Pictures appear in the records below; write out everything else exactly.

++++ Task inputs

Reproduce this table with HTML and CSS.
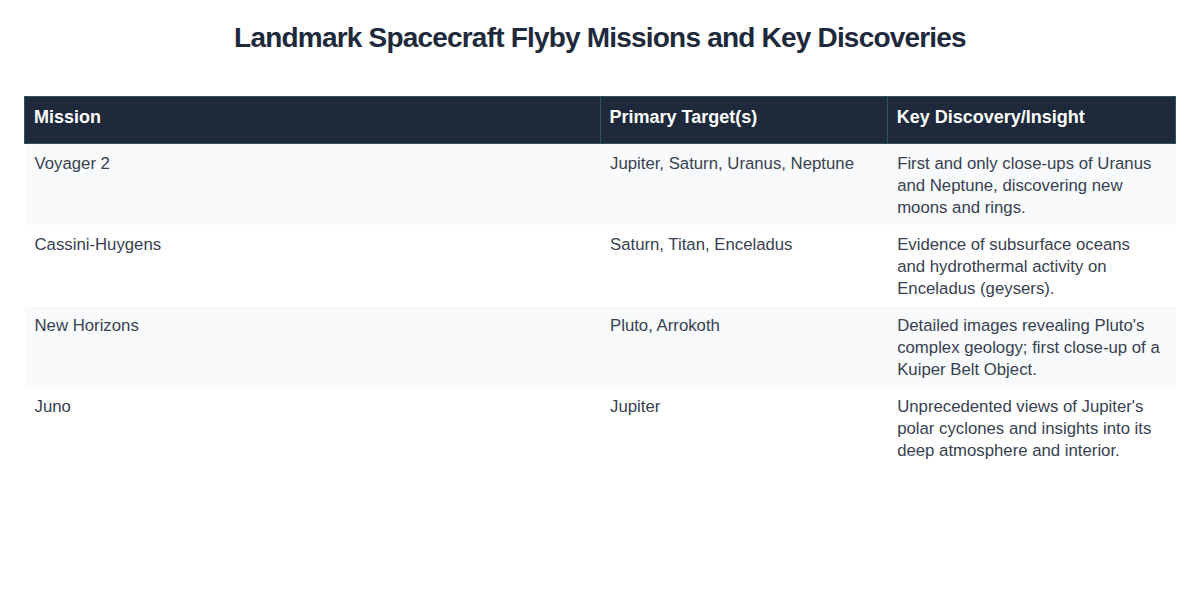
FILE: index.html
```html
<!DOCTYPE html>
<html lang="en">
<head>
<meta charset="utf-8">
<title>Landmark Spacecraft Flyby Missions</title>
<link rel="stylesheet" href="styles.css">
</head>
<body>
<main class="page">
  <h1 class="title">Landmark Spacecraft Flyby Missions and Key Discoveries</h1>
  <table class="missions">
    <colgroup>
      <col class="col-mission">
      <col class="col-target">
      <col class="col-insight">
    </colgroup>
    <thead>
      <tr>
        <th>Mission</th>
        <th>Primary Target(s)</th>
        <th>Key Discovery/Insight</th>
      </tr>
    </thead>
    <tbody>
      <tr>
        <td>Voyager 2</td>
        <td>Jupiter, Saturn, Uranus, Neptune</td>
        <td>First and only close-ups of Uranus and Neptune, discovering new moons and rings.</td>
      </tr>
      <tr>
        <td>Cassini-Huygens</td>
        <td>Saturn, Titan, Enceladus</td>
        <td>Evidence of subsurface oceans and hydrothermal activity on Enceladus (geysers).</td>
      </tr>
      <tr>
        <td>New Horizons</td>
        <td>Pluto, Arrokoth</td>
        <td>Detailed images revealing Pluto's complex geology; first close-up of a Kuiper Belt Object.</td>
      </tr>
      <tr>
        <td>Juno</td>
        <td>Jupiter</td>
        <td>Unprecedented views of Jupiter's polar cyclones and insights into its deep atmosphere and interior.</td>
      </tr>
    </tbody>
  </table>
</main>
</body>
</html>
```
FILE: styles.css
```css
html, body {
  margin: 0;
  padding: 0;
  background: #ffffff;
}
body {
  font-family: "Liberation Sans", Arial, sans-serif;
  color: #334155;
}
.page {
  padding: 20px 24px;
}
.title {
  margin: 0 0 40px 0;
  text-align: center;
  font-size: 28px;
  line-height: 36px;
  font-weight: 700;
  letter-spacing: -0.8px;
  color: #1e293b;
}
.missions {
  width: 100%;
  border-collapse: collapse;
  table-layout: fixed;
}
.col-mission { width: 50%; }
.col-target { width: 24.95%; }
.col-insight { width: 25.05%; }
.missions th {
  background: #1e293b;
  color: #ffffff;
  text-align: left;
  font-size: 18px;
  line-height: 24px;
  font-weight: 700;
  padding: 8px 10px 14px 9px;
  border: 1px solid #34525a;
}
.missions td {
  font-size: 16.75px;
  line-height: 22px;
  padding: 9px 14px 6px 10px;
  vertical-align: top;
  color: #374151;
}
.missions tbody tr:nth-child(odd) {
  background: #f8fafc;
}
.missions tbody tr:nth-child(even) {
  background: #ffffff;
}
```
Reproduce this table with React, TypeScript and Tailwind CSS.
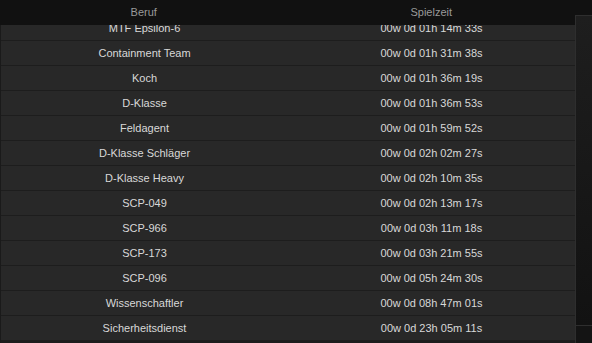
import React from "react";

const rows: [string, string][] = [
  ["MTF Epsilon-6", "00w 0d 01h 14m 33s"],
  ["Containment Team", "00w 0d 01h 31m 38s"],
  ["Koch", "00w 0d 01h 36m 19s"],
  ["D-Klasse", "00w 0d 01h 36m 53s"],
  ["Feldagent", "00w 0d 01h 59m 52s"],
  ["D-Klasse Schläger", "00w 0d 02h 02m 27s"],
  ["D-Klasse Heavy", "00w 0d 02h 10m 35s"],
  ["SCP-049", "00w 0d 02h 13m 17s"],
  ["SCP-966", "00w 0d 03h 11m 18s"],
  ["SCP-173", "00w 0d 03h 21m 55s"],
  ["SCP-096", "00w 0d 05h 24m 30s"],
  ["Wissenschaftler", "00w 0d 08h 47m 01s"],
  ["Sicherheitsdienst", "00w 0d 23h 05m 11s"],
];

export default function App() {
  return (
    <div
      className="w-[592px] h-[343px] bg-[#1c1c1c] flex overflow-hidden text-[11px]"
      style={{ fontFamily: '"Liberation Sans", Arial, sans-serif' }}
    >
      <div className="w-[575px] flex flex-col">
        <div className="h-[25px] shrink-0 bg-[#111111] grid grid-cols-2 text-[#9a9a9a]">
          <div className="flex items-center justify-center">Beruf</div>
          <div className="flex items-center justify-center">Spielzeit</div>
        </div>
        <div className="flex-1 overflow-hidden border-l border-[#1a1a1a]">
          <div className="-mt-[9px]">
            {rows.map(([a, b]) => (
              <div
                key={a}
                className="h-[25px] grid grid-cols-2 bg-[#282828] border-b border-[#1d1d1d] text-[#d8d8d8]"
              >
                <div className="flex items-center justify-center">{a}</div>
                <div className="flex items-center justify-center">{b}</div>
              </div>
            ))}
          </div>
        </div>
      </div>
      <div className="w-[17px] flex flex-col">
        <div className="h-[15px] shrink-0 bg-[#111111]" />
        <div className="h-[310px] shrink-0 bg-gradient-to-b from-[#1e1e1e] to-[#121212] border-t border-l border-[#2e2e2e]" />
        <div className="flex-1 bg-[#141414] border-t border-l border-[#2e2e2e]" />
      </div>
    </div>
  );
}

++++++++

__Response to this exercise__
Reproduce this table with HTML and CSS.
FILE: index.html
```html
<!DOCTYPE html>
<html lang="en">
<head>
<meta charset="utf-8">
<title>Landmark Spacecraft Flyby Missions</title>
<link rel="stylesheet" href="styles.css">
</head>
<body>
<main class="page">
  <h1 class="title">Landmark Spacecraft Flyby Missions and Key Discoveries</h1>
  <table class="missions">
    <colgroup>
      <col class="col-mission">
      <col class="col-target">
      <col class="col-insight">
    </colgroup>
    <thead>
      <tr>
        <th>Mission</th>
        <th>Primary Target(s)</th>
        <th>Key Discovery/Insight</th>
      </tr>
    </thead>
    <tbody>
      <tr>
        <td>Voyager 2</td>
        <td>Jupiter, Saturn, Uranus, Neptune</td>
        <td>First and only close-ups of Uranus and Neptune, discovering new moons and rings.</td>
      </tr>
      <tr>
        <td>Cassini-Huygens</td>
        <td>Saturn, Titan, Enceladus</td>
        <td>Evidence of subsurface oceans and hydrothermal activity on Enceladus (geysers).</td>
      </tr>
      <tr>
        <td>New Horizons</td>
        <td>Pluto, Arrokoth</td>
        <td>Detailed images revealing Pluto's complex geology; first close-up of a Kuiper Belt Object.</td>
      </tr>
      <tr>
        <td>Juno</td>
        <td>Jupiter</td>
        <td>Unprecedented views of Jupiter's polar cyclones and insights into its deep atmosphere and interior.</td>
      </tr>
    </tbody>
  </table>
</main>
</body>
</html>
```
FILE: styles.css
```css
html, body {
  margin: 0;
  padding: 0;
  background: #ffffff;
}
body {
  font-family: "Liberation Sans", Arial, sans-serif;
  color: #334155;
}
.page {
  padding: 20px 24px;
}
.title {
  margin: 0 0 40px 0;
  text-align: center;
  font-size: 28px;
  line-height: 36px;
  font-weight: 700;
  letter-spacing: -0.8px;
  color: #1e293b;
}
.missions {
  width: 100%;
  border-collapse: collapse;
  table-layout: fixed;
}
.col-mission { width: 50%; }
.col-target { width: 24.95%; }
.col-insight { width: 25.05%; }
.missions th {
  background: #1e293b;
  color: #ffffff;
  text-align: left;
  font-size: 18px;
  line-height: 24px;
  font-weight: 700;
  padding: 8px 10px 14px 9px;
  border: 1px solid #34525a;
}
.missions td {
  font-size: 16.75px;
  line-height: 22px;
  padding: 9px 14px 6px 10px;
  vertical-align: top;
  color: #374151;
}
.missions tbody tr:nth-child(odd) {
  background: #f8fafc;
}
.missions tbody tr:nth-child(even) {
  background: #ffffff;
}
```
Reproduce this table with React, TypeScript and Tailwind CSS.
import React from "react";

const rows: [string, string][] = [
  ["MTF Epsilon-6", "00w 0d 01h 14m 33s"],
  ["Containment Team", "00w 0d 01h 31m 38s"],
  ["Koch", "00w 0d 01h 36m 19s"],
  ["D-Klasse", "00w 0d 01h 36m 53s"],
  ["Feldagent", "00w 0d 01h 59m 52s"],
  ["D-Klasse Schläger", "00w 0d 02h 02m 27s"],
  ["D-Klasse Heavy", "00w 0d 02h 10m 35s"],
  ["SCP-049", "00w 0d 02h 13m 17s"],
  ["SCP-966", "00w 0d 03h 11m 18s"],
  ["SCP-173", "00w 0d 03h 21m 55s"],
  ["SCP-096", "00w 0d 05h 24m 30s"],
  ["Wissenschaftler", "00w 0d 08h 47m 01s"],
  ["Sicherheitsdienst", "00w 0d 23h 05m 11s"],
];

export default function App() {
  return (
    <div
      className="w-[592px] h-[343px] bg-[#1c1c1c] flex overflow-hidden text-[11px]"
      style={{ fontFamily: '"Liberation Sans", Arial, sans-serif' }}
    >
      <div className="w-[575px] flex flex-col">
        <div className="h-[25px] shrink-0 bg-[#111111] grid grid-cols-2 text-[#9a9a9a]">
          <div className="flex items-center justify-center">Beruf</div>
          <div className="flex items-center justify-center">Spielzeit</div>
        </div>
        <div className="flex-1 overflow-hidden border-l border-[#1a1a1a]">
          <div className="-mt-[9px]">
            {rows.map(([a, b]) => (
              <div
                key={a}
                className="h-[25px] grid grid-cols-2 bg-[#282828] border-b border-[#1d1d1d] text-[#d8d8d8]"
              >
                <div className="flex items-center justify-center">{a}</div>
                <div className="flex items-center justify-center">{b}</div>
              </div>
            ))}
          </div>
        </div>
      </div>
      <div className="w-[17px] flex flex-col">
        <div className="h-[15px] shrink-0 bg-[#111111]" />
        <div className="h-[310px] shrink-0 bg-gradient-to-b from-[#1e1e1e] to-[#121212] border-t border-l border-[#2e2e2e]" />
        <div className="flex-1 bg-[#141414] border-t border-l border-[#2e2e2e]" />
      </div>
    </div>
  );
}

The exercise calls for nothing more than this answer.